• Source data:
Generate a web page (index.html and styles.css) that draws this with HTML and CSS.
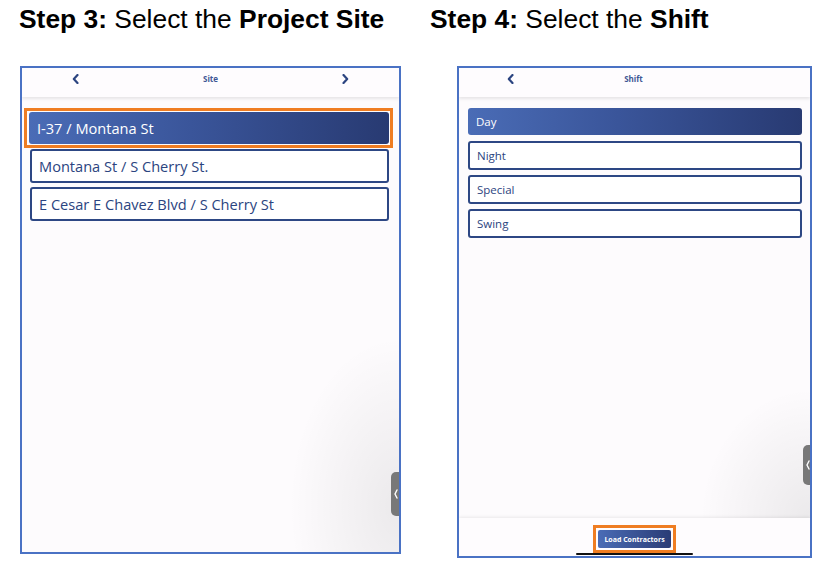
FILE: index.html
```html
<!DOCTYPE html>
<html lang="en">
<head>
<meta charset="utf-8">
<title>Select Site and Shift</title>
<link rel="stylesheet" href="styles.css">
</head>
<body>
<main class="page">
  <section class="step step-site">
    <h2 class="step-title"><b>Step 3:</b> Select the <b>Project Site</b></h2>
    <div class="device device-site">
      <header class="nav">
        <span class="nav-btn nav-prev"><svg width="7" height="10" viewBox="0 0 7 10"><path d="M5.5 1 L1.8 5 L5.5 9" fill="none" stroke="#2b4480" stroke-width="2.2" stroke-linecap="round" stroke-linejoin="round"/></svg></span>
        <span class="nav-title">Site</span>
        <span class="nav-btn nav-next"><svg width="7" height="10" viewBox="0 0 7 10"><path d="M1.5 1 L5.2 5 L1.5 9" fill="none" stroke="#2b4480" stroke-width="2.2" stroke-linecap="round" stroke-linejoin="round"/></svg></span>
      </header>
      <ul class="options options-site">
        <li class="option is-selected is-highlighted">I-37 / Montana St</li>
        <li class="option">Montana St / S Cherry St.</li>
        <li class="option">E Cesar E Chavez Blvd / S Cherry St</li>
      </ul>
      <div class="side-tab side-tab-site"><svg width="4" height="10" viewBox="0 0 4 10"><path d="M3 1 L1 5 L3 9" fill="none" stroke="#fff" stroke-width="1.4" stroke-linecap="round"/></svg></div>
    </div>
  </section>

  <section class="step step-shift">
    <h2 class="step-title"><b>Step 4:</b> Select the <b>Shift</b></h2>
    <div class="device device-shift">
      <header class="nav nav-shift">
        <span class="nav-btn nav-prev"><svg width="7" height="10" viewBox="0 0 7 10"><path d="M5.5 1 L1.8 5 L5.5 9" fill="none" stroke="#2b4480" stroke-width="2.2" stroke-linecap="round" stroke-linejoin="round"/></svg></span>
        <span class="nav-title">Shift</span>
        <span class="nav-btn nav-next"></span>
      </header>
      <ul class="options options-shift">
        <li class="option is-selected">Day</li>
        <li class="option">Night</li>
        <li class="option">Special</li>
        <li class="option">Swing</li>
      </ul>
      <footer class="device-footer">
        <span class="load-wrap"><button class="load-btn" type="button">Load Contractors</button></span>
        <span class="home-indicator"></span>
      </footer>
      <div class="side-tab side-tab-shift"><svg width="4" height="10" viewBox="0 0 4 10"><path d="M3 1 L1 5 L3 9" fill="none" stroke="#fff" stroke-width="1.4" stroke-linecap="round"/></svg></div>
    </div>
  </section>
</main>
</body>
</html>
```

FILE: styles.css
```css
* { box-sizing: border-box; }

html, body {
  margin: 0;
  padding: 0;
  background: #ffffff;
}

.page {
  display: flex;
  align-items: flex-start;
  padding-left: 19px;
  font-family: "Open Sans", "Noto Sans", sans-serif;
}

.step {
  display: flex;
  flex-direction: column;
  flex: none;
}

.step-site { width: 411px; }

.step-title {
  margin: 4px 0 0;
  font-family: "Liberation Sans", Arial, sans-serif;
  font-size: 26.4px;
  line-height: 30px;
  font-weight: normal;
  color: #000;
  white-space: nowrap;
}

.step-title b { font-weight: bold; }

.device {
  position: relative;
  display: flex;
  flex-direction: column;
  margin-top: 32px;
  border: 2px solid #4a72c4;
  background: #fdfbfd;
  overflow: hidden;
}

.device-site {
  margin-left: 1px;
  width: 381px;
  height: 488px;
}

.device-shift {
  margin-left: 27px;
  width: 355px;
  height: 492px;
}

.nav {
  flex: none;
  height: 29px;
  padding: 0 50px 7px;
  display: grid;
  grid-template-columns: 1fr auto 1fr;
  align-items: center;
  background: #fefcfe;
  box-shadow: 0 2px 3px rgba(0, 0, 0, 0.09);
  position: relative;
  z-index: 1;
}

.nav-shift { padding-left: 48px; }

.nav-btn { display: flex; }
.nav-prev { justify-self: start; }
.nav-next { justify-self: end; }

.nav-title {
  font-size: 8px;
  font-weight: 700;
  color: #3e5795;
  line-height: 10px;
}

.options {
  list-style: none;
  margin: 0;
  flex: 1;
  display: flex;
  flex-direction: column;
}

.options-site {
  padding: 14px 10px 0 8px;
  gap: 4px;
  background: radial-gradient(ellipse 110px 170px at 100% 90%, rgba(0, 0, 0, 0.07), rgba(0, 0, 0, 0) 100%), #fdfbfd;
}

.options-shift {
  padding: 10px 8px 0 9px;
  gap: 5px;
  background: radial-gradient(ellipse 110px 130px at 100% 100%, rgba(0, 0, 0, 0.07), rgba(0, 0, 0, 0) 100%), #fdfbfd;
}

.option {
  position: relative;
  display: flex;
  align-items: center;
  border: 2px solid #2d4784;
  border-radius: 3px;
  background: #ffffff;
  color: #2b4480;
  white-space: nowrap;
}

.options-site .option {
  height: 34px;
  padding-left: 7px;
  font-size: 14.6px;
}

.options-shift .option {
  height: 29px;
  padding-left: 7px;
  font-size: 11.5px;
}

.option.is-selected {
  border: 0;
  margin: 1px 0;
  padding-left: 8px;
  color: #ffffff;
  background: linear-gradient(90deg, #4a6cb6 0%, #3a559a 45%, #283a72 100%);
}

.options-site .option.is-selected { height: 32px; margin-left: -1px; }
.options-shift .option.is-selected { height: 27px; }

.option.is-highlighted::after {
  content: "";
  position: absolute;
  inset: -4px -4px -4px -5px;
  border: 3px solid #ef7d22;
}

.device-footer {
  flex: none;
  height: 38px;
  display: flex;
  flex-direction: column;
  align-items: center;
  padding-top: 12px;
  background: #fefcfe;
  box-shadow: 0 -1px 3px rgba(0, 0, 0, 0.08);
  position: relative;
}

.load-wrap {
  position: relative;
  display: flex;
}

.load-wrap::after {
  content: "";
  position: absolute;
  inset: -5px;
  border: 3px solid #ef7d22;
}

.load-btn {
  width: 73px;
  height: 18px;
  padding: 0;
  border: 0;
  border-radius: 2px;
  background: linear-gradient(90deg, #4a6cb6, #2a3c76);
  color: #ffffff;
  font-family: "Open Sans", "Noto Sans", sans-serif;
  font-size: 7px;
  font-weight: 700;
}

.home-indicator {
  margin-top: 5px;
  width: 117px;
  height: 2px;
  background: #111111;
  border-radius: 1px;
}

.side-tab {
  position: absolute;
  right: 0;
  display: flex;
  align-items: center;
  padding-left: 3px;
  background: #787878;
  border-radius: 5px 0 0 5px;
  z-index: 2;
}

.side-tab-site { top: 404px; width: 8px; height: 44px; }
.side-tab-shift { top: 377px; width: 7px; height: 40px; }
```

• What to work on: Return the whole listing, word for word, and leave out every picture.

• The output:
Generate a web page (index.html and styles.css) that draws this with HTML and CSS.
FILE: index.html
```html
<!DOCTYPE html>
<html lang="en">
<head>
<meta charset="utf-8">
<title>Select Site and Shift</title>
<link rel="stylesheet" href="styles.css">
</head>
<body>
<main class="page">
  <section class="step step-site">
    <h2 class="step-title"><b>Step 3:</b> Select the <b>Project Site</b></h2>
    <div class="device device-site">
      <header class="nav">
        <span class="nav-btn nav-prev"><svg width="7" height="10" viewBox="0 0 7 10"><path d="M5.5 1 L1.8 5 L5.5 9" fill="none" stroke="#2b4480" stroke-width="2.2" stroke-linecap="round" stroke-linejoin="round"/></svg></span>
        <span class="nav-title">Site</span>
        <span class="nav-btn nav-next"><svg width="7" height="10" viewBox="0 0 7 10"><path d="M1.5 1 L5.2 5 L1.5 9" fill="none" stroke="#2b4480" stroke-width="2.2" stroke-linecap="round" stroke-linejoin="round"/></svg></span>
      </header>
      <ul class="options options-site">
        <li class="option is-selected is-highlighted">I-37 / Montana St</li>
        <li class="option">Montana St / S Cherry St.</li>
        <li class="option">E Cesar E Chavez Blvd / S Cherry St</li>
      </ul>
      <div class="side-tab side-tab-site"><svg width="4" height="10" viewBox="0 0 4 10"><path d="M3 1 L1 5 L3 9" fill="none" stroke="#fff" stroke-width="1.4" stroke-linecap="round"/></svg></div>
    </div>
  </section>

  <section class="step step-shift">
    <h2 class="step-title"><b>Step 4:</b> Select the <b>Shift</b></h2>
    <div class="device device-shift">
      <header class="nav nav-shift">
        <span class="nav-btn nav-prev"><svg width="7" height="10" viewBox="0 0 7 10"><path d="M5.5 1 L1.8 5 L5.5 9" fill="none" stroke="#2b4480" stroke-width="2.2" stroke-linecap="round" stroke-linejoin="round"/></svg></span>
        <span class="nav-title">Shift</span>
        <span class="nav-btn nav-next"></span>
      </header>
      <ul class="options options-shift">
        <li class="option is-selected">Day</li>
        <li class="option">Night</li>
        <li class="option">Special</li>
        <li class="option">Swing</li>
      </ul>
      <footer class="device-footer">
        <span class="load-wrap"><button class="load-btn" type="button">Load Contractors</button></span>
        <span class="home-indicator"></span>
      </footer>
      <div class="side-tab side-tab-shift"><svg width="4" height="10" viewBox="0 0 4 10"><path d="M3 1 L1 5 L3 9" fill="none" stroke="#fff" stroke-width="1.4" stroke-linecap="round"/></svg></div>
    </div>
  </section>
</main>
</body>
</html>
```

FILE: styles.css
```css
* { box-sizing: border-box; }

html, body {
  margin: 0;
  padding: 0;
  background: #ffffff;
}

.page {
  display: flex;
  align-items: flex-start;
  padding-left: 19px;
  font-family: "Open Sans", "Noto Sans", sans-serif;
}

.step {
  display: flex;
  flex-direction: column;
  flex: none;
}

.step-site { width: 411px; }

.step-title {
  margin: 4px 0 0;
  font-family: "Liberation Sans", Arial, sans-serif;
  font-size: 26.4px;
  line-height: 30px;
  font-weight: normal;
  color: #000;
  white-space: nowrap;
}

.step-title b { font-weight: bold; }

.device {
  position: relative;
  display: flex;
  flex-direction: column;
  margin-top: 32px;
  border: 2px solid #4a72c4;
  background: #fdfbfd;
  overflow: hidden;
}

.device-site {
  margin-left: 1px;
  width: 381px;
  height: 488px;
}

.device-shift {
  margin-left: 27px;
  width: 355px;
  height: 492px;
}

.nav {
  flex: none;
  height: 29px;
  padding: 0 50px 7px;
  display: grid;
  grid-template-columns: 1fr auto 1fr;
  align-items: center;
  background: #fefcfe;
  box-shadow: 0 2px 3px rgba(0, 0, 0, 0.09);
  position: relative;
  z-index: 1;
}

.nav-shift { padding-left: 48px; }

.nav-btn { display: flex; }
.nav-prev { justify-self: start; }
.nav-next { justify-self: end; }

.nav-title {
  font-size: 8px;
  font-weight: 700;
  color: #3e5795;
  line-height: 10px;
}

.options {
  list-style: none;
  margin: 0;
  flex: 1;
  display: flex;
  flex-direction: column;
}

.options-site {
  padding: 14px 10px 0 8px;
  gap: 4px;
  background: radial-gradient(ellipse 110px 170px at 100% 90%, rgba(0, 0, 0, 0.07), rgba(0, 0, 0, 0) 100%), #fdfbfd;
}

.options-shift {
  padding: 10px 8px 0 9px;
  gap: 5px;
  background: radial-gradient(ellipse 110px 130px at 100% 100%, rgba(0, 0, 0, 0.07), rgba(0, 0, 0, 0) 100%), #fdfbfd;
}

.option {
  position: relative;
  display: flex;
  align-items: center;
  border: 2px solid #2d4784;
  border-radius: 3px;
  background: #ffffff;
  color: #2b4480;
  white-space: nowrap;
}

.options-site .option {
  height: 34px;
  padding-left: 7px;
  font-size: 14.6px;
}

.options-shift .option {
  height: 29px;
  padding-left: 7px;
  font-size: 11.5px;
}

.option.is-selected {
  border: 0;
  margin: 1px 0;
  padding-left: 8px;
  color: #ffffff;
  background: linear-gradient(90deg, #4a6cb6 0%, #3a559a 45%, #283a72 100%);
}

.options-site .option.is-selected { height: 32px; margin-left: -1px; }
.options-shift .option.is-selected { height: 27px; }

.option.is-highlighted::after {
  content: "";
  position: absolute;
  inset: -4px -4px -4px -5px;
  border: 3px solid #ef7d22;
}

.device-footer {
  flex: none;
  height: 38px;
  display: flex;
  flex-direction: column;
  align-items: center;
  padding-top: 12px;
  background: #fefcfe;
  box-shadow: 0 -1px 3px rgba(0, 0, 0, 0.08);
  position: relative;
}

.load-wrap {
  position: relative;
  display: flex;
}

.load-wrap::after {
  content: "";
  position: absolute;
  inset: -5px;
  border: 3px solid #ef7d22;
}

.load-btn {
  width: 73px;
  height: 18px;
  padding: 0;
  border: 0;
  border-radius: 2px;
  background: linear-gradient(90deg, #4a6cb6, #2a3c76);
  color: #ffffff;
  font-family: "Open Sans", "Noto Sans", sans-serif;
  font-size: 7px;
  font-weight: 700;
}

.home-indicator {
  margin-top: 5px;
  width: 117px;
  height: 2px;
  background: #111111;
  border-radius: 1px;
}

.side-tab {
  position: absolute;
  right: 0;
  display: flex;
  align-items: center;
  padding-left: 3px;
  background: #787878;
  border-radius: 5px 0 0 5px;
  z-index: 2;
}

.side-tab-site { top: 404px; width: 8px; height: 44px; }
.side-tab-shift { top: 377px; width: 7px; height: 40px; }
```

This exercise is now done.